Kenyataan yang dihamparkan dunia tak lagi mengajarkan manusia. Hanya binatang yang tak menafikan kebenaran, bahwa perbedaanlah yang membuat dunia indah dan bermakna. Andai Tuhan ciptakan bumi hanya untuk memenuhi kebutuhan perasaanmu sendiri, maka samudera akan diam membisu. Dan andai Tuhan ciptakan langit hanya untuk menampung pikiranmu sendiri, maka matahari akan memadamkan sinarnya.

Aku risau dengan keterasingan kita. Keterasingan manusia dengan tujuan kehidupannya. Mungkin semesta harus terpekur bertanya, kenapa cinta melahirkan malapetaka; kenapa karunia perasaan menjadi bencana; dan kenapa akal menciptakan keperihan.

Hatiku telah sakit didera caci maki. Akalku terpuruk dihantam prasangka buruk. Ternyata kata-kata yang tak berjiwa, begitu dahsyat merajamku. Hantamannya meninggalkan luka yang tak bisa dikeringkan waktu.

Seperti kataku kepadamu, cinta dan kasih sayang harus dibagi. Agar tumbuh benih-benih kebaikan hidup. Agar manusia tak memancung perasaannya, tak mendangkalkan akalnya. Tak ada yang hilang atau tergantikan, bila cinta kubagi kepada orang lain.

Bila aku punya satu cinta, dan cinta itu kubagi kepada sepuluh manusia, maka cintaku berbuah sepuluh benih cinta di diri orang lain. Bila aku punya satu cinta, dan cinta itu tidak kubagi, maka cintaku kering dan mati. Ini bukan namanya mengobral cinta atau perilaku tidak setia. Karena memang cintaku bukan milikku,juga bukan milikmu. Cintaku adalah milik kehidupan.

Salah satu kemunafikkan terbesar yang dimiliki manusia, adalah ia menggunakan cintanya untuk mengusai dan merampas harga diri orang lain.

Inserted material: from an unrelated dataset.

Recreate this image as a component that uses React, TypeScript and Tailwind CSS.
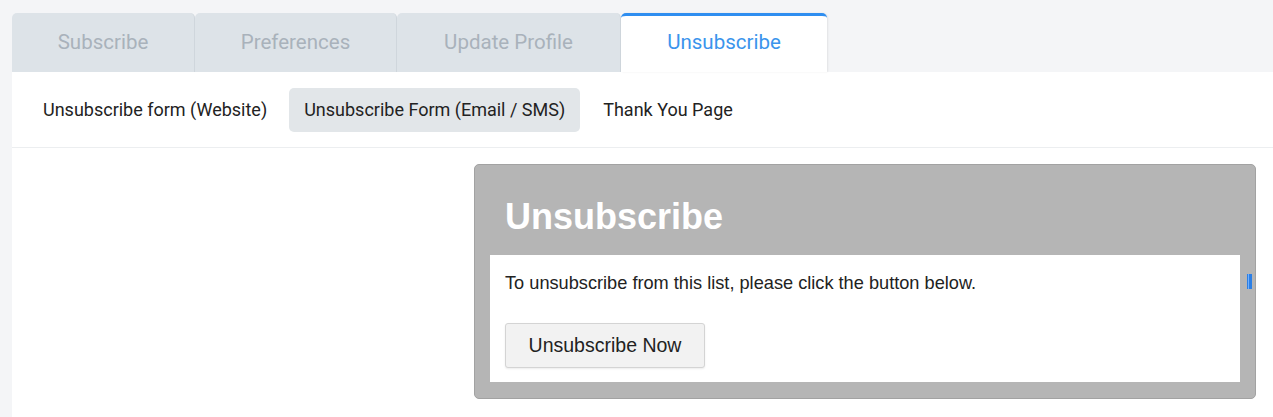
const tabs = [
  { label: 'Subscribe', w: 'w-[183px]' },
  { label: 'Preferences', w: 'w-[202px]' },
  { label: 'Update Profile', w: 'w-[224px]' },
];

const subTabs = ['Unsubscribe form (Website)', 'Unsubscribe Form (Email / SMS)', 'Thank You Page'];

export default function App() {
  return (
    <div className="h-[417px] w-full overflow-hidden bg-[#f4f5f7] pl-3 pt-[13px] font-['Roboto',sans-serif]">
      {/* top tabs */}
      <div className="flex h-[59px] items-stretch">
        {tabs.map((t) => (
          <div
            key={t.label}
            className={`${t.w} flex items-center justify-center rounded-t-[5px] border-r border-[#cfd6dc] bg-[#dde3e8] text-[20.5px] text-[#a9b2bb]`}
          >
            {t.label}
          </div>
        ))}
        <div className="flex w-[206px] items-center justify-center rounded-t-[5px] border-t-[3px] border-[#2f8ef0] bg-white pb-[3px] text-[20.5px] text-[#3a94ec] shadow-[1px_0_2px_rgba(0,0,0,0.08)]">
          Unsubscribe
        </div>
      </div>

      {/* panel */}
      <div className="h-full bg-white">
        <div className="flex h-[76px] items-center gap-[6px] border-b border-[#eceef0] pl-[15px]">
          {subTabs.map((s, i) => (
            <div
              key={s}
              className={`flex h-[44px] items-center rounded-[5px] text-[18px] text-[#222] ${
                i === 1 ? 'bg-[#e2e6e9] px-[15px]' : i === 2 ? 'pl-[17px] pr-4' : 'px-4'
              }`}
            >
              {s}
            </div>
          ))}
        </div>

        <div className="relative ml-[462px] mt-4 w-[782px] rounded-[5px] border border-[#a2a2a2] bg-[#b5b5b5] px-[15px] pb-4 font-['Liberation_Sans',Arial,sans-serif]">
          <div className="flex h-[90px] items-center pl-[15px] pt-[14px] text-[36px] font-bold text-white">
            Unsubscribe
          </div>
          <div className="h-[127px] bg-white px-[15px] pt-[17px]">
            <p className="text-[18.2px] leading-[22px] text-[#222]">
              To unsubscribe from this list, please click the button below.
            </p>
            <button className="mt-[29px] h-[45px] w-[200px] rounded-[3px] border border-[#d4d4d4] bg-[#f2f2f2] text-[19.5px] text-[#222] shadow-[0_1px_2px_rgba(0,0,0,0.08)]">
              Unsubscribe Now
            </button>
          </div>
          <div className="absolute right-[3px] top-[109px] flex h-[15px] w-[5px] gap-px bg-[#2c7fe6] px-px">
            <span className="w-px bg-[#6fb0ff]" />
          </div>
        </div>
      </div>
    </div>
  );
}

Aku membagi rasa cintaku, bukan untuk memiliki atau merayu. Sebab tak seorang pun mampu memiliki perasaan orang lain. Kecuali merasakaan manfaat kebaikan dari rasa cinta itu.

Adalah kebodohan, bila manusia mengobral cintanya. Dan adalah kejahatan, bila manusia mengobral kebenciannya. Bodoh karena menjual harga dirinya, dan jahat karena merugikan orang lain. Tetapi bila cinta harus diobral, lalu berapa harganya, siapa pembelinya? Mencintai adalah rasionalisasi perasaan, bukan akal-akalan. Kesetiaan akan cinta tidak tercipta dan membentuk ruang hampa, ia tidak bebas nilai. Ia pun tidak terlepas dari pengaruh hukum sebab akibat.

Bila cintaku hanya untuk dirimu, lalu cinta apa yang harus aku sembahkan kepada Tuhanku? Kepada Rasulullah, dan kedua orangtuaku? Yang membedakan cintaku kepadamu dan kepada orang lain, adalah sifat dan perilakuku mencintai.

Sering kita terjebak dalam kebiasaan tidak mau berpikir. Beralasankan cinta, kita mencaci maki dan menfitnah orang lain. Entahlah, kenapa cinta selalu beriringan dengan kebencian. Bila hari ini kita diagungkan karena dicintai, pasti besok kita dibenci karena sebab cinta. Padahal, sejatinya cinta tidak bisa bersanding dengan kebencian. Manusialah yang menyandingkannya.

Kini, cinta tidak mampu lagi menyadarkan dan mendewasakan pikiran manusia. Karena manusia berubah wujud menjadi batu, sehingga cinta kehilangan kesejatiannya.